[Python-Dev] Proposal: dict.with_values(iterable)

Steve Dower steve.dower at python.org
Tue Apr 23 01:59:56 EDT 2019


On 22Apr2019 2119, Glenn Linderman wrote:
> While Inada's suggested DictBuilder interface was immediately obvious, I 
> don't get how either copy or update would achieve the goal. Perhaps you 
> could explain? Particularly, what would be the trigger that would make 
> dict() choose to create a shared key dictionary from the start? Unless 
> it is known that there will be lots of (mostly static) dictionaries with 
> the same set of keys at the time of creation of the first one, creating 
> a shared key dictionary in every case would cause later inefficiencies 
> in converting them, when additional items are added? (I'm assuming 
> without knowledge that a single shared key dictionary is less efficient 
> than a single regular dictionary.)

Passing a dictionary to the dict() constructor creates a copy of that 
dictionary (as does copy.copy()).

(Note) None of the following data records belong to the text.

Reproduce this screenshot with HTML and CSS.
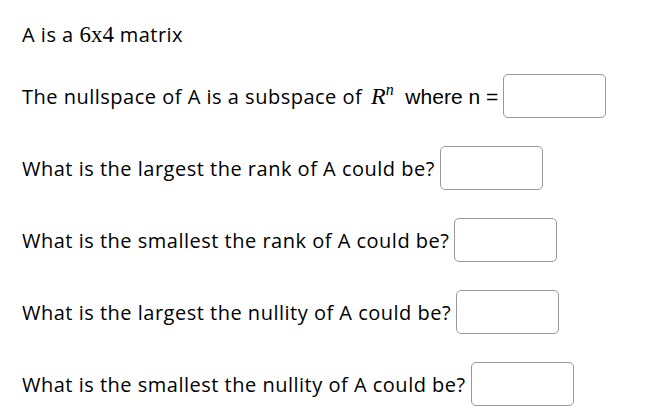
FILE: index.html
```html
<!DOCTYPE html>
<html>
<head>
<meta charset="utf-8">
<link rel="stylesheet" href="styles.css">
</head>
<body>
<div class="page">
  <div class="row first">A is a <span class="math">6x4</span> matrix</div>
  <div class="row"><span>The nullspace of A is a subspace of <span class="mvar">R<sup>n</sup></span> <span class="alt">where n =</span></span><span class="box"></span></div>
  <div class="row"><span>What is the largest the rank of A could be?</span><span class="box"></span></div>
  <div class="row"><span>What is the smallest the rank of A could be?</span><span class="box"></span></div>
  <div class="row"><span>What is the largest the nullity of A could be?</span><span class="box"></span></div>
  <div class="row"><span>What is the smallest the nullity of A could be?</span><span class="box"></span></div>
</div>
</body>
</html>
```
FILE: styles.css
```css
html, body {
  margin: 0;
  background: #fff;
}
.page {
  display: flex;
  flex-direction: column;
  gap: 28px;
  padding: 24px 22px;
  font-family: "Open Sans", sans-serif;
  font-size: 20px;
  letter-spacing: 0.5px;
  color: #000;
}
.row {
  display: flex;
  align-items: center;
  gap: 5px;
  white-space: nowrap;
}
.row.first {
  display: block;
  line-height: 22px;
}
.math {
  font-family: "Liberation Serif", serif;
  font-size: 23px;
  letter-spacing: 0;
}
.mvar {
  font-family: "Liberation Serif", serif;
  font-style: italic;
  font-size: 24px;
  letter-spacing: 0;
  margin-left: 3px;
  margin-right: 6px;
}
.mvar sup {
  font-size: 16px;
  vertical-align: 9px;
  line-height: 0;
}
.alt {
  font-family: "Liberation Sans", sans-serif;
  font-size: 21px;
  letter-spacing: 0;
}
.box {
  display: inline-block;
  width: 101px;
  height: 42px;
  border: 1px solid #999;
  border-radius: 5px;
  flex: none;
}
```
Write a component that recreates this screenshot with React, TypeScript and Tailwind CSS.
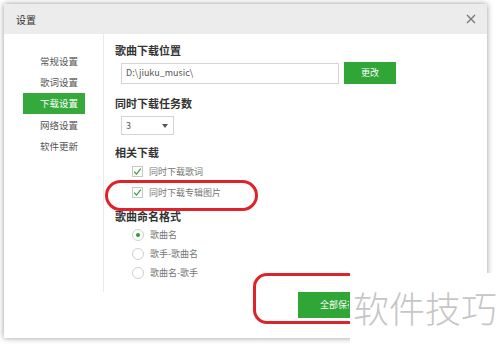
import React from "react";

const F = { fontFamily: '"Noto Sans CJK SC", "Noto Sans", sans-serif' };

function Check({ label }: { label: string }) {
  return (
    <div className="flex items-center h-[21px] pl-[17px]">
      <div className="w-[11px] h-[11px] border border-[#c8c8c8] bg-white flex items-center justify-center">
        <svg width="9" height="9" viewBox="0 0 9 9">
          <path d="M1.2 4.6 L3.5 7 L7.8 1.6" fill="none" stroke="#3a9e3f" strokeWidth="1.2" />
        </svg>
      </div>
      <span className="ml-[6px] text-[9px] text-[#777]">{label}</span>
    </div>
  );
}

function Radio({ label, on }: { label: string; on?: boolean }) {
  return (
    <div className="flex items-center h-[19px] pl-[17px]">
      <div className="w-[12px] h-[12px] rounded-full border border-[#d0d0d0] bg-white flex items-center justify-center">
        {on && <div className="w-[4px] h-[4px] rounded-full bg-[#2f9c35]" />}
      </div>
      <span className="ml-[6px] text-[9px] text-[#777]">{label}</span>
    </div>
  );
}

export default function App() {
  const menu = ["常规设置", "歌词设置", "下载设置", "网络设置", "软件更新"];
  return (
    <div className="relative w-[500px] h-[348px] bg-white overflow-hidden" style={F}>
      <div className="absolute left-[4px] top-[4px] w-[483px] h-[334px] bg-white shadow-[0_0_6px_rgba(0,0,0,0.4)] flex flex-col">
        <div className="h-[30px] bg-[#ececec] flex items-center justify-between pl-[12px] pr-[11px]">
          <span className="text-[10px] text-[#333]">设置</span>
          <svg width="10" height="10" viewBox="0 0 10 10">
            <path d="M1 1 L9 9 M9 1 L1 9" stroke="#777" strokeWidth="1.3" />
          </svg>
        </div>
        <div className="flex h-[258px]">
          <div className="w-[100px] border-r border-[#eaeaea] pt-[17px] flex flex-col">
            {menu.map((m, i) => (
              <div
                key={m}
                className={
                  "ml-[19px] w-[62px] h-[21px] flex items-center pl-[17px] text-[9.5px] " +
                  (i === 2 ? "bg-[#36a93c] text-white" : "text-[#555]") +
                  (i === 3 ? " mt-[1px]" : "")
                }
              >
                {m}
              </div>
            ))}
          </div>
          <div className="flex-1 pl-[11px] pt-[8px] flex flex-col">
            <div className="h-[16px] flex items-center text-[11px] font-bold text-[#333]">歌曲下载位置</div>
            <div className="flex items-center h-[22px] mt-[4px] pl-[6px]">
              <div className="w-[218px] h-[21px] border border-[#d4d4d4] flex items-center pl-[4px] text-[9px] text-[#555]">
                D:\jiuku_music\
              </div>
              <div className="ml-[5px] w-[52px] h-[22px] bg-[#2fa635] text-white text-[9px] flex items-center justify-center">
                更改
              </div>
            </div>
            <div className="h-[16px] mt-[11px] flex items-center text-[11px] font-bold text-[#333]">同时下载任务数</div>
            <div className="mt-[5px] ml-[6px] w-[53px] h-[19px] border border-[#d4d4d4] flex items-center justify-between pl-[4px] pr-[5px] text-[9px] text-[#555]">
              <span>3</span>
              <svg width="6" height="4" viewBox="0 0 6 4">
                <path d="M0 0 L6 0 L3 4 Z" fill="#555" />
              </svg>
            </div>
            <div className="h-[16px] mt-[9px] flex items-center text-[11px] font-bold text-[#333]">相关下载</div>
            <div className="mt-[1px]">
              <Check label="同时下载歌词" />
              <Check label="同时下载专辑图片" />
            </div>
            <div className="h-[16px] mt-[5px] flex items-center text-[11px] font-bold text-[#333]">歌曲命名格式</div>
            <div className="mt-[1px]">
              <Radio label="歌曲名" on />
              <Radio label="歌手-歌曲名" />
              <Radio label="歌曲名-歌手" />
            </div>
          </div>
        </div>
        <div className="flex pl-[294px]">
          <div className="w-[80px] h-[26px] bg-[#2fa635] text-white text-[9px] flex items-center pl-[22px]">
            <span className="w-[29px] overflow-hidden whitespace-nowrap">全部保存</span>
          </div>
        </div>
      </div>

      <div className="absolute left-[105px] top-[180px] w-[153px] h-[31px] border-[3px] border-[#e0232b] rounded-[18px]" />
      <div className="absolute left-[253px] top-[273px] w-[130px] h-[51px] border-[3px] border-[#e0232b] rounded-[14px]" />

      <div className="absolute left-[350px] top-[273px] w-[150px] h-[75px] bg-white flex items-start pt-[12px] pl-[3px]">
        <span className="text-[36px] leading-[44px] text-[#c6c6c6] font-light whitespace-nowrap">软件技巧</span>
      </div>
    </div>
  );
}
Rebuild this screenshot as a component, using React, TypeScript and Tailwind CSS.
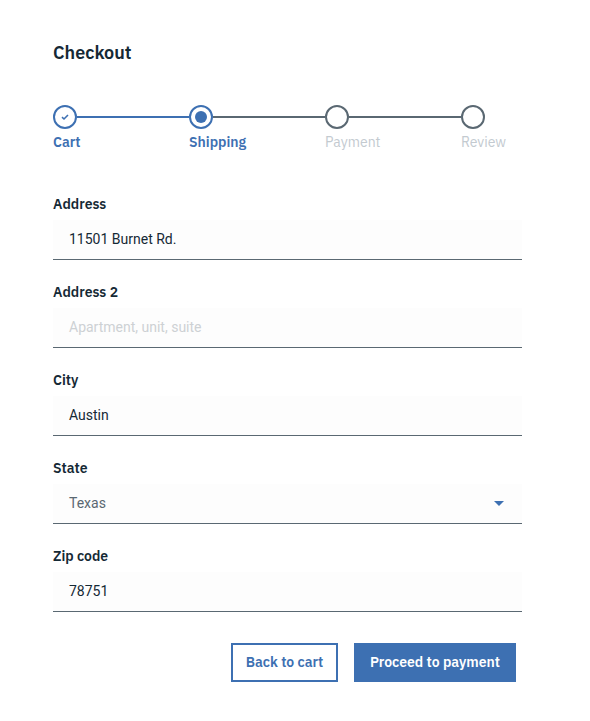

What other trigger do you need to 
decide "it contains the same keys"? It's a copy of the original dict, so 
by definition at that point it may as well share its entire contents 
with the original.

Basically this is just a partial copy-on-write, where we copy values 
eagerly - since they're almost certainly going to change - and keys 
lazily - since there are known scenarios where they are not going to be 
changed, but we'll pay the cost later if it turns out they are.